▶ Task description
Show all lines that include the string "page"; copy each one.

☆ ☆ ☆ ☆ ☆ ☆ ☆

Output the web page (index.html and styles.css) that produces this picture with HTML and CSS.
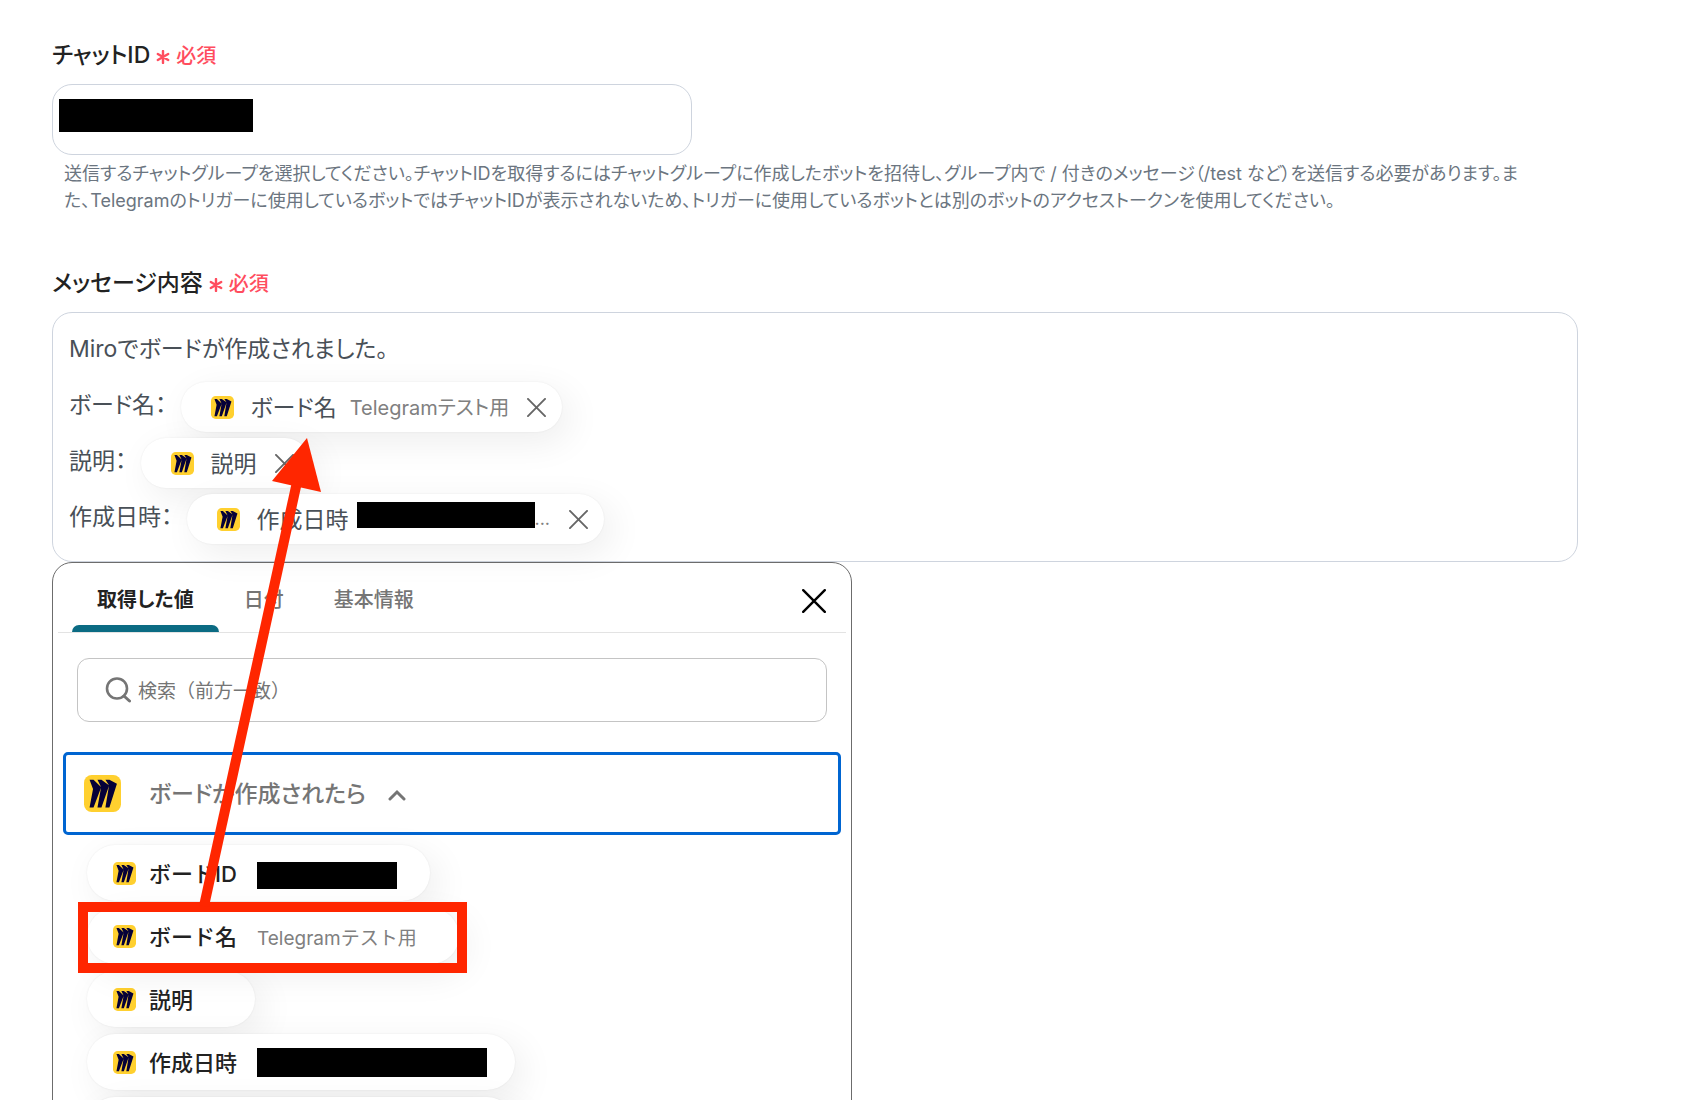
FILE: index.html
```html
<!DOCTYPE html>
<html lang="ja">
<head>
<meta charset="utf-8">
<meta name="viewport" content="width=device-width, initial-scale=1">
<title>メッセージを送信</title>
<link rel="stylesheet" href="styles.css">
</head>
<body>
<svg class="sprite" aria-hidden="true">
  <symbol id="miro" viewBox="0 0 24 24">
    <rect width="24" height="24" rx="5" fill="#ffd02f"/>
    <path transform="translate(3.6 3) scale(.74 .75)" fill="#050038" d="M17.392 0H13.9L17 4.808 10.444 0H6.949l3.102 6.3L3.494 0H0l3.05 8.131L0 24h3.494L10.05 6.985 6.949 24h3.494L17 5.494 13.899 24h3.493L24 3.672 17.392 0z"/>
  </symbol>
  <symbol id="close" viewBox="0 0 20 20">
    <path d="M1 1 19 19M19 1 1 19" fill="none" stroke="currentColor" stroke-linecap="round"/>
  </symbol>
  <symbol id="asterisk" viewBox="0 0 14 14">
    <path d="M7 1v12M1.800 4 12.200 10M12.200 4 1.800 10" fill="none" stroke="currentColor" stroke-width="2.400" stroke-linecap="round"/>
  </symbol>
</svg>

<main class="page">
  <section class="field">
    <div class="field-head">
      <label class="field-label" for="chat-id">チャットID</label>
      <span class="required"><svg class="asterisk"><use href="#asterisk"/></svg>必須</span>
    </div>
    <div class="input-wrap">
      <input class="text-input" id="chat-id" type="text">
      <span class="redaction redaction-input"></span>
    </div>
    <p class="help">送信するチャットグループを選択してください。チャットIDを取得するにはチャットグループに作成したボットを招待し、グループ内で / 付きのメッセージ（/test など）を送信する必要があります。また、Telegramのトリガーに使用しているボットではチャットIDが表示されないため、トリガーに使用しているボットとは別のボットのアクセストークンを使用してください。</p>
  </section>

  <section class="field">
    <div class="field-head">
      <span class="field-label" id="message-label">メッセージ内容</span>
      <span class="required"><svg class="asterisk"><use href="#asterisk"/></svg>必須</span>
    </div>
    <div class="composer">
      <div class="editor" role="textbox" aria-multiline="true" aria-labelledby="message-label" contenteditable="true" spellcheck="false">
        <div class="line">Miroでボードが作成されました。</div>
        <div class="line">ボード名：<span class="token" contenteditable="false"><svg class="token-logo"><use href="#miro"/></svg><span class="token-name">ボード名</span><span class="token-value">Telegramテスト用</span><button class="token-close" type="button" aria-label="削除"><svg><use href="#close"/></svg></button></span></div>
        <div class="line">説明：<span class="token" contenteditable="false"><svg class="token-logo"><use href="#miro"/></svg><span class="token-name">説明</span><button class="token-close" type="button" aria-label="削除"><svg><use href="#close"/></svg></button></span></div>
        <div class="line">作成日時：<span class="token" contenteditable="false"><svg class="token-logo"><use href="#miro"/></svg><span class="token-name">作成日時</span><span class="token-cut"><span class="redaction redaction-token"></span>...</span><button class="token-close" type="button" aria-label="削除"><svg><use href="#close"/></svg></button></span></div>
      </div>

      <div class="picker">
        <div class="tabs" role="tablist">
          <button class="tab tab-active" role="tab" aria-selected="true" type="button">取得した値</button>
          <button class="tab" role="tab" aria-selected="false" type="button">日付</button>
          <button class="tab" role="tab" aria-selected="false" type="button">基本情報</button>
          <button class="picker-close" type="button" aria-label="閉じる"><svg><use href="#close"/></svg></button>
        </div>
        <label class="search">
          <svg class="search-icon" viewBox="0 0 26 26" aria-hidden="true"><circle cx="12" cy="11.500" r="10" fill="none" stroke="currentColor" stroke-width="2.600"/><path d="m19 19 5.500 5" fill="none" stroke="currentColor" stroke-width="3" stroke-linecap="round"/></svg>
          <input class="search-input" type="search" placeholder="検索（前方一致）" aria-label="検索">
        </label>
        <button class="source" type="button" aria-expanded="true">
          <svg class="source-logo"><use href="#miro"/></svg>
          <span class="source-name">ボードが作成されたら</span>
          <svg class="chevron" viewBox="0 0 18 12" aria-hidden="true"><path d="m2 10 7-7 7 7" fill="none" stroke="currentColor" stroke-width="3" stroke-linecap="round"/></svg>
        </button>
        <div class="values">
          <button class="value" type="button"><svg class="token-logo"><use href="#miro"/></svg><span class="value-name">ボードID</span><span class="redaction redaction-id"></span></button>
          <button class="value value-marked" type="button"><svg class="token-logo"><use href="#miro"/></svg><span class="value-name">ボード名</span><span class="value-sample">Telegramテスト用</span></button>
          <button class="value" type="button"><svg class="token-logo"><use href="#miro"/></svg><span class="value-name">説明</span><span class="value-sample"></span></button>
          <button class="value value-date" type="button"><svg class="token-logo"><use href="#miro"/></svg><span class="value-name">作成日時</span><span class="redaction redaction-date"></span></button>
          <button class="value value-blank" type="button"></button>
        </div>
      </div>

      <svg class="arrow" viewBox="0 0 300 600" aria-hidden="true"><path d="M152 594 245 170" stroke="#ff2600" stroke-width="10" fill="none"/><path d="m255 126 14 54-49-11z" fill="#ff2600"/></svg>
    </div>
  </section>
</main>
</body>
</html>
```
FILE: styles.css
```css
* {
  box-sizing: border-box;
}

body {
  margin: 0;
  background: #fff;
  color: #222;
  font-family: Inter, "Noto Sans CJK JP", sans-serif;
}

button,
input {
  font: inherit;
  color: inherit;
}

button {
  border: 0;
  padding: 0;
  background: none;
}

.sprite {
  position: absolute;
  width: 0;
  height: 0;
}

.page {
  height: 100vh;
  overflow: hidden;
  padding: 36px 112px 0 52px;
}

.field {
  margin-bottom: 50px;
}

.field-head {
  display: flex;
  align-items: baseline;
  gap: 6px;
  height: 40px;
  margin-bottom: 8px;
  font-size: 23px;
  line-height: 38px;
  font-feature-settings: "palt";
}

.field-label {
  font-weight: 500;
}

.required {
  color: #ff4d5e;
  font-size: 20px;
  font-weight: 500;
}

.asterisk {
  width: 14px;
  height: 14px;
  margin-right: 6px;
  vertical-align: -1px;
}

.redaction {
  display: block;
  background: #000;
}

.input-wrap {
  position: relative;
  width: 640px;
  max-width: 100%;
}

.text-input {
  display: block;
  width: 100%;
  height: 71px;
  padding: 0 16px;
  border: 1px solid #ced4de;
  border-radius: 20px;
  background: #fff;
}

.redaction-input {
  position: absolute;
  left: 7px;
  top: 15px;
  width: 194px;
  height: 33px;
}

.help {
  margin: 5px 0 0;
  padding: 0 48px 0 12px;
  color: #6b7580;
  font-size: 18px;
  line-height: 27px;
  font-feature-settings: "palt";
}

.composer {
  position: relative;
}

.editor {
  padding: 6px 16px 18px;
  border: 1px solid #ced4de;
  border-radius: 20px;
  color: #495057;
  font-size: 23px;
  font-feature-settings: "palt";
  outline: 0;
}

.line {
  display: flex;
  align-items: center;
  height: 56px;
}

.token {
  display: flex;
  align-items: center;
  height: 50px;
  margin: 8px 0 0 14px;
  padding: 0 16px 0 30px;
  border-radius: 25px;
  background: #fff;
  box-shadow: 0 0 2px rgba(0, 0, 0, .08), 8px 10px 36px rgba(0, 0, 0, .07);
}

.token-logo {
  width: 23px;
  height: 23px;
}

.token-name {
  margin-left: 17px;
  padding-bottom: 3px;
}

.token-value {
  margin-left: 13px;
  padding-bottom: 2px;
  color: #808080;
  font-size: 20px;
}

.token-cut {
  display: flex;
  align-items: flex-end;
  height: 26px;
  margin: 0 1px 8px 8px;
  color: #808080;
  font-size: 18px;
  line-height: 18px;
}

.redaction-token {
  width: 178px;
  height: 26px;
}

.token-close {
  display: flex;
  margin-left: 18px;
  color: #666;
}

.token-close svg {
  width: 19px;
  height: 19px;
  stroke-width: 2;
}

.picker {
  width: 800px;
  max-width: 100%;
  padding: 0 5px 24px;
  border: 1px solid #6c6c6c;
  border-radius: 20px;
  background: #fff;
}

.tabs {
  display: flex;
  height: 70px;
  padding: 0 20px 0 14px;
  border-bottom: 1px solid #e3e3e3;
  color: #757575;
  font-size: 20px;
  font-feature-settings: "palt";
}

.tab {
  padding: 2px 25px 0;
  font-weight: 500;
}

.tab-active {
  color: #222;
  font-weight: 700;
  position: relative;
}

.tab-active::after {
  content: "";
  position: absolute;
  left: 0;
  right: 0;
  bottom: 0;
  height: 7px;
  border-radius: 7px 7px 0 0;
  background: #0b6b83;
}

.picker-close {
  display: flex;
  align-items: center;
  margin-left: auto;
  padding-top: 6px;
  color: #000;
}

.picker-close svg {
  width: 24px;
  height: 24px;
  stroke-width: 2;
}

.search {
  display: flex;
  align-items: center;
  gap: 7px;
  height: 64px;
  margin: 25px 19px 30px;
  padding: 0 27px;
  border: 1px solid #c4c4c4;
  border-radius: 12px;
  color: #757575;
}

.search-icon {
  width: 26px;
  height: 26px;
}

.search-input {
  flex: 1;
  min-width: 0;
  padding: 2px 0 0;
  border: 0;
  outline: 0;
  background: none;
  font-size: 19px;
}

.search-input::placeholder {
  color: #757575;
}

.source {
  display: flex;
  align-items: center;
  width: calc(100% - 10px);
  height: 83px;
  margin: 0 5px 10px;
  padding: 0 18px;
  border: 3px solid #0065d1;
  border-radius: 5px;
  color: #757575;
  font-size: 23px;
}

.source-logo {
  width: 37px;
  height: 37px;
}

.source-name {
  margin-left: 28px;
  padding-bottom: 4px;
  font-weight: 500;
  font-feature-settings: "palt";
}

.chevron {
  width: 18px;
  height: 12px;
  margin: 2px 0 0 22px;
}

.values {
  display: flex;
  flex-direction: column;
  align-items: flex-start;
  gap: 7px;
  padding-left: 29px;
}

.value {
  display: flex;
  align-items: center;
  height: 56px;
  padding: 0 33px 0 26px;
  border-radius: 28px;
  background: #fff;
  box-shadow: 0 0 2px rgba(0, 0, 0, .08), 8px 10px 36px rgba(0, 0, 0, .07);
}

.value-name {
  margin: 0 20px 0 13px;
  padding-bottom: 2px;
  font-size: 22px;
  font-weight: 500;
}

.value-sample {
  min-width: 9px;
  color: #808080;
  font-size: 19px;
}

.value-marked {
  position: relative;
  padding-right: 42px;
}

.value-marked::after {
  content: "";
  position: absolute;
  inset: -6px -8px -9px -9px;
  border: 10px solid #ff2600;
}

.value-date {
  padding-right: 28px;
}

.value-blank {
  width: 428px;
}

.redaction-id {
  width: 140px;
  height: 27px;
  margin-top: 4px;
}

.redaction-date {
  width: 230px;
  height: 29px;
}

.arrow {
  position: absolute;
  left: 0;
  top: 0;
  width: 300px;
  height: 600px;
  pointer-events: none;
}
```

☆ ☆ ☆ ☆ ☆ ☆ ☆

▶ Solution to this exercise
Output the web page (index.html and styles.css) that produces this picture with HTML and CSS.
<main class="page">
.page {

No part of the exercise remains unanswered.